» **LISTING**
>>>
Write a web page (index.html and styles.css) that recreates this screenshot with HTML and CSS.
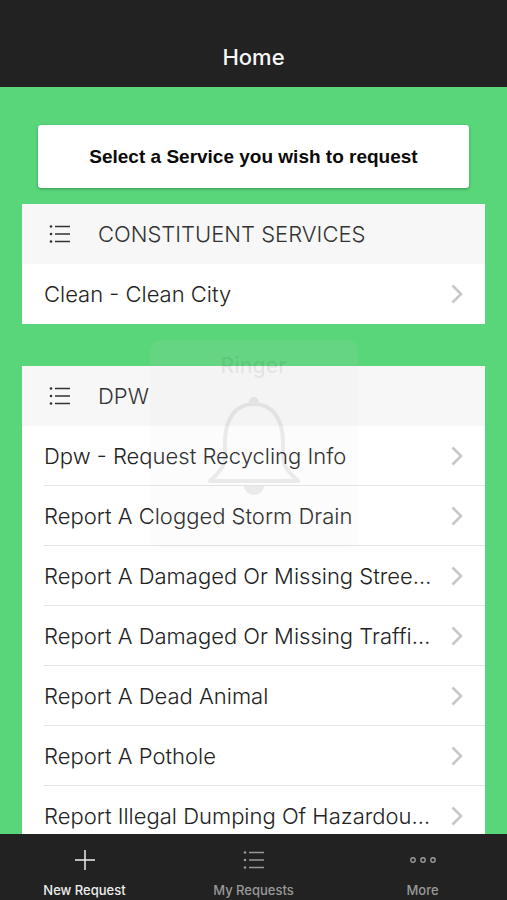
<<<
>>>
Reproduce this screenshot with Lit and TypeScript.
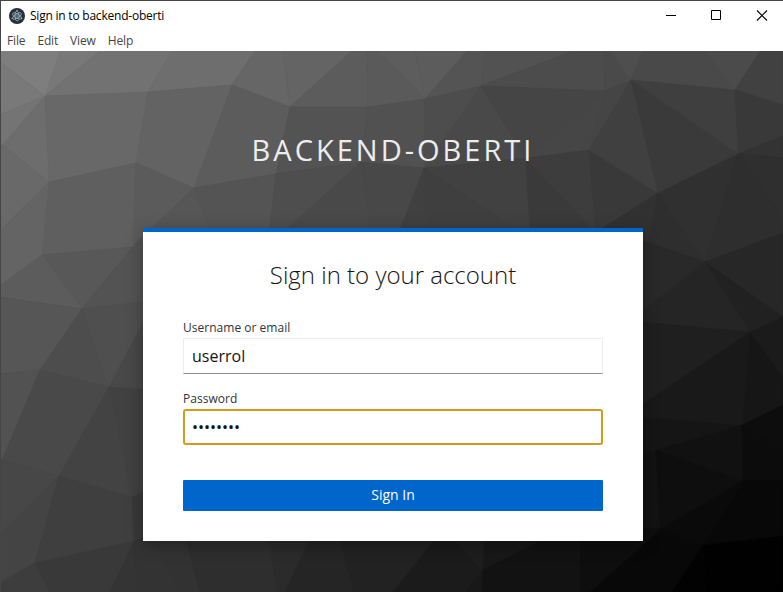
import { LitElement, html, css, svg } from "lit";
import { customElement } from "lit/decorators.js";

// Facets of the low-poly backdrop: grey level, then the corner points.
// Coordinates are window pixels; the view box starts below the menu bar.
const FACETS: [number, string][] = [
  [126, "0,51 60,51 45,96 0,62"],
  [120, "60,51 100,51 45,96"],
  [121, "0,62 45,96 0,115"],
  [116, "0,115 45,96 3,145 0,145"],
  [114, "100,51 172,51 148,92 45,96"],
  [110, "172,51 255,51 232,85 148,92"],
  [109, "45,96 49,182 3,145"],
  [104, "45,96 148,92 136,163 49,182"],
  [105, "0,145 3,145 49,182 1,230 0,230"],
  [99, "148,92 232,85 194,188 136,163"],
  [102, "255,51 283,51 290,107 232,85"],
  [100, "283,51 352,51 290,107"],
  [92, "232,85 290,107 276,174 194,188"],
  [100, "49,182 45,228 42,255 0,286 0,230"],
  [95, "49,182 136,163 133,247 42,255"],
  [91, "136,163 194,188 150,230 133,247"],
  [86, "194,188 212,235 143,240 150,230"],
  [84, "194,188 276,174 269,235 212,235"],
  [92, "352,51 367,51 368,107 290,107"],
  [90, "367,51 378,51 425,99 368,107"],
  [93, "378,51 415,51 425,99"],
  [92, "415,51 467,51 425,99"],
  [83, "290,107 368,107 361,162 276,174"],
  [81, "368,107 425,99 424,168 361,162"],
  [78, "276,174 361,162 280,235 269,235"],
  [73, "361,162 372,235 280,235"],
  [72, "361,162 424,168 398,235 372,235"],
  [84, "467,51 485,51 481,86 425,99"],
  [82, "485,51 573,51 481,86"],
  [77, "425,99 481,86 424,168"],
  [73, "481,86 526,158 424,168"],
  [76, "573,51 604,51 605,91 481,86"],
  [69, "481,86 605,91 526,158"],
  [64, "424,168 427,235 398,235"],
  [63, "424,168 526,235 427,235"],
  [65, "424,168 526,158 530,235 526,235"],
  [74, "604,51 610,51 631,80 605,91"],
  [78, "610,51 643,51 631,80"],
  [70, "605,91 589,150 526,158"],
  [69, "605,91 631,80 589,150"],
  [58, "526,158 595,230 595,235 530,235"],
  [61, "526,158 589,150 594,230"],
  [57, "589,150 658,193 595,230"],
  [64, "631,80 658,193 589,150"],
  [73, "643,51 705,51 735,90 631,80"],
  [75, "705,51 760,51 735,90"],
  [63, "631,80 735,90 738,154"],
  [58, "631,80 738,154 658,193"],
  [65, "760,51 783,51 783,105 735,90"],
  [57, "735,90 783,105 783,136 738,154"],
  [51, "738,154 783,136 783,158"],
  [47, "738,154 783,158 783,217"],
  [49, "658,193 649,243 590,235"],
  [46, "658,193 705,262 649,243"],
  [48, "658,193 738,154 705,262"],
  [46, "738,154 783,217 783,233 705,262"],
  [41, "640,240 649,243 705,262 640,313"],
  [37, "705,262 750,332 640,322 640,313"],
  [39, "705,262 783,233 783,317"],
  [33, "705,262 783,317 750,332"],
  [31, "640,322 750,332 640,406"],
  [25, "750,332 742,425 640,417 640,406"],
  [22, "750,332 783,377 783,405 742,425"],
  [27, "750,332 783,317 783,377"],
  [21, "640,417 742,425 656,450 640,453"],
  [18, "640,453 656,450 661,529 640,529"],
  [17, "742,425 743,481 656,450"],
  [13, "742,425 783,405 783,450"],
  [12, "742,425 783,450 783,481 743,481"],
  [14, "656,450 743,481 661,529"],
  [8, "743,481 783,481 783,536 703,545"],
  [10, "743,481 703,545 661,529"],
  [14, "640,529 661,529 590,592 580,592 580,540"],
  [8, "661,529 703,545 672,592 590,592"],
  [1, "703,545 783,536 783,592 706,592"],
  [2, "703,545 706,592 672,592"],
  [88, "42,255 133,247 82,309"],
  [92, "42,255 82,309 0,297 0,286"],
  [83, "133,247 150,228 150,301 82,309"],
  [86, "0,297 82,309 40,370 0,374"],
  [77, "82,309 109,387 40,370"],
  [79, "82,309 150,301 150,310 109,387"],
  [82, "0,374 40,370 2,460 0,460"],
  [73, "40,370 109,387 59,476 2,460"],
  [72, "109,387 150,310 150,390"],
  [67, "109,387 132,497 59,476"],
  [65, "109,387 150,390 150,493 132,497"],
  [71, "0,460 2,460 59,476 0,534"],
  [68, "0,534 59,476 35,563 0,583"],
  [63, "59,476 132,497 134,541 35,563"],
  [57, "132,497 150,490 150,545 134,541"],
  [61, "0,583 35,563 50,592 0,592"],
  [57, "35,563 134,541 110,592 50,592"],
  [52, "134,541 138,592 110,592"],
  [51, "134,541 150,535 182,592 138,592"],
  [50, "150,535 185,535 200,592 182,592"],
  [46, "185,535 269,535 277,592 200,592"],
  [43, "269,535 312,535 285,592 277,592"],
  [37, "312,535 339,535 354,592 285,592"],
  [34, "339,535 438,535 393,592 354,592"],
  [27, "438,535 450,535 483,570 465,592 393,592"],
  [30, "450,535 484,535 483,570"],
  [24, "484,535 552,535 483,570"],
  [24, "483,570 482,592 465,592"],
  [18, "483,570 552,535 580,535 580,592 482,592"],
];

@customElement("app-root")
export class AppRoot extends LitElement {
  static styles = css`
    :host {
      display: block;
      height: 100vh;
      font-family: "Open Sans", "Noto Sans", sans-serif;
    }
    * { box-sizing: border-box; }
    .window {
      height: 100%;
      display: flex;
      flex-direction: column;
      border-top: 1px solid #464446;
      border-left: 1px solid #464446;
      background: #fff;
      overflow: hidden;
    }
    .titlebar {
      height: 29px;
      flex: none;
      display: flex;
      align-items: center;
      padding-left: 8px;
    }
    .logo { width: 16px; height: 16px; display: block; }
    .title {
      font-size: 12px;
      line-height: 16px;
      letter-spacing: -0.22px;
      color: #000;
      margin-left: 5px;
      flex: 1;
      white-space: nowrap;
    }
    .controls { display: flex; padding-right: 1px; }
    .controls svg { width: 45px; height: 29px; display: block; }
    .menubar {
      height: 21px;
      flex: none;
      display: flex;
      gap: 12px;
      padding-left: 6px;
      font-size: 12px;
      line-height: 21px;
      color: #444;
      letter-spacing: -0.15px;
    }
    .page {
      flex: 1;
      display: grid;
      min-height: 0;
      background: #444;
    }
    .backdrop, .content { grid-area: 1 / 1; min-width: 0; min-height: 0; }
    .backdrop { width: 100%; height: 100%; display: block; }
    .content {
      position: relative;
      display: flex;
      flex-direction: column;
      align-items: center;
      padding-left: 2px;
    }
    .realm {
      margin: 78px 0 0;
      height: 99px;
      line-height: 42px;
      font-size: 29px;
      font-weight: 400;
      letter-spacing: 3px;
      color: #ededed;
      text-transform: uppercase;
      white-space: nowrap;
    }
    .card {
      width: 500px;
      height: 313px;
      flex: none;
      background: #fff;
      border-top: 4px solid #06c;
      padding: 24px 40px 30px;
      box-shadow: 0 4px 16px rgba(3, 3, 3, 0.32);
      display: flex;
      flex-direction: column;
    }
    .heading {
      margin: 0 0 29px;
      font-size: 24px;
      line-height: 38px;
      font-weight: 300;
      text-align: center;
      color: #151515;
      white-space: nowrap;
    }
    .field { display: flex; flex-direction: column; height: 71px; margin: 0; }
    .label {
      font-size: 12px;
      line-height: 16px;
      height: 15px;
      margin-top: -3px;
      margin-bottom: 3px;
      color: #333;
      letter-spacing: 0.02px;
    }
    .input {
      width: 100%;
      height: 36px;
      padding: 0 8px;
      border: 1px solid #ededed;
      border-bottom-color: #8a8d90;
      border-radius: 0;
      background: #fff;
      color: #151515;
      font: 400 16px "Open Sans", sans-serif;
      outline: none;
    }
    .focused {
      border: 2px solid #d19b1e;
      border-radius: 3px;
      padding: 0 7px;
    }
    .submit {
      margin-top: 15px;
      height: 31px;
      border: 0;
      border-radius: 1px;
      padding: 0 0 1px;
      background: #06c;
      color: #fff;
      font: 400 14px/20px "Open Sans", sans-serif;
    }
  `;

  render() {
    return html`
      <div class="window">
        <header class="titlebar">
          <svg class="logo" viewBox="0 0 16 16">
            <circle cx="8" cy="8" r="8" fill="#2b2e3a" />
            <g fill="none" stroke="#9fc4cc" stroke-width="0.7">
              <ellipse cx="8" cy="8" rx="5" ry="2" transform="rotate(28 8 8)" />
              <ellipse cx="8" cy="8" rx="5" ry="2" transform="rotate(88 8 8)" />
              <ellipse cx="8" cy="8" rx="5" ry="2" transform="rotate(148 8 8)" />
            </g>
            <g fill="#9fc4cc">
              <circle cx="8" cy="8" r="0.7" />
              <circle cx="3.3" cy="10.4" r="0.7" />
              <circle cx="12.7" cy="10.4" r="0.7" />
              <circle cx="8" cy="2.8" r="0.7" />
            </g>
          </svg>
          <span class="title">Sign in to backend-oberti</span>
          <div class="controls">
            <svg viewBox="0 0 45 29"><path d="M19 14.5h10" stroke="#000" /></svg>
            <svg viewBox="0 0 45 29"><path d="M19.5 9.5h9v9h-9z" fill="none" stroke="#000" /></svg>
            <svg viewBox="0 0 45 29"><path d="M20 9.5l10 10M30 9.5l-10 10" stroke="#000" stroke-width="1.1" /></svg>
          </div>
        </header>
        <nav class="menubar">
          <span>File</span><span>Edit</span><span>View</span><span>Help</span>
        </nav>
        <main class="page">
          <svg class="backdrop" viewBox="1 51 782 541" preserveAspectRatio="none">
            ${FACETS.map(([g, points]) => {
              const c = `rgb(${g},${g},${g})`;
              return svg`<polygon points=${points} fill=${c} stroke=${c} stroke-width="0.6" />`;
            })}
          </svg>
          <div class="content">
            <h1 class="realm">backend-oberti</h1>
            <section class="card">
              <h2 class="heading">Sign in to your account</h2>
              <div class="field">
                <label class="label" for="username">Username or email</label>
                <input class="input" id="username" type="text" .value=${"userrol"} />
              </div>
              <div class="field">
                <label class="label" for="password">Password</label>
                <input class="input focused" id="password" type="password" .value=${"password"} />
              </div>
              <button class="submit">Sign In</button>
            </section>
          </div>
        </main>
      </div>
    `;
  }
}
<<<
>>>
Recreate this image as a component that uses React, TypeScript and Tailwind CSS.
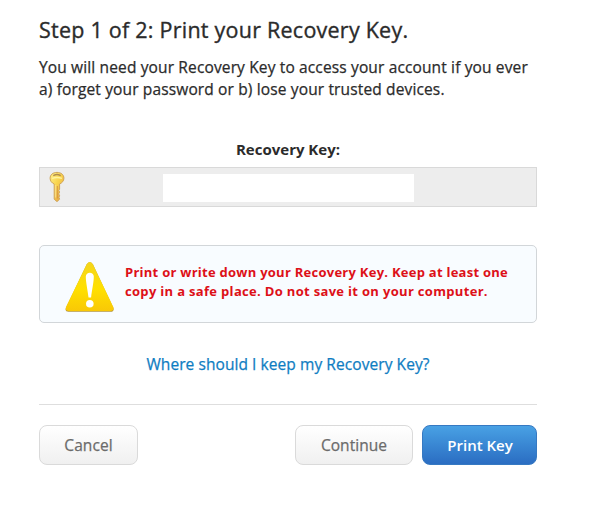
<<<
» **STATED TASK**
Check each line in the listing above for the string "screenshot", then report how many lines contain it, with no other text.

» **EXPECTED ANSWER**
2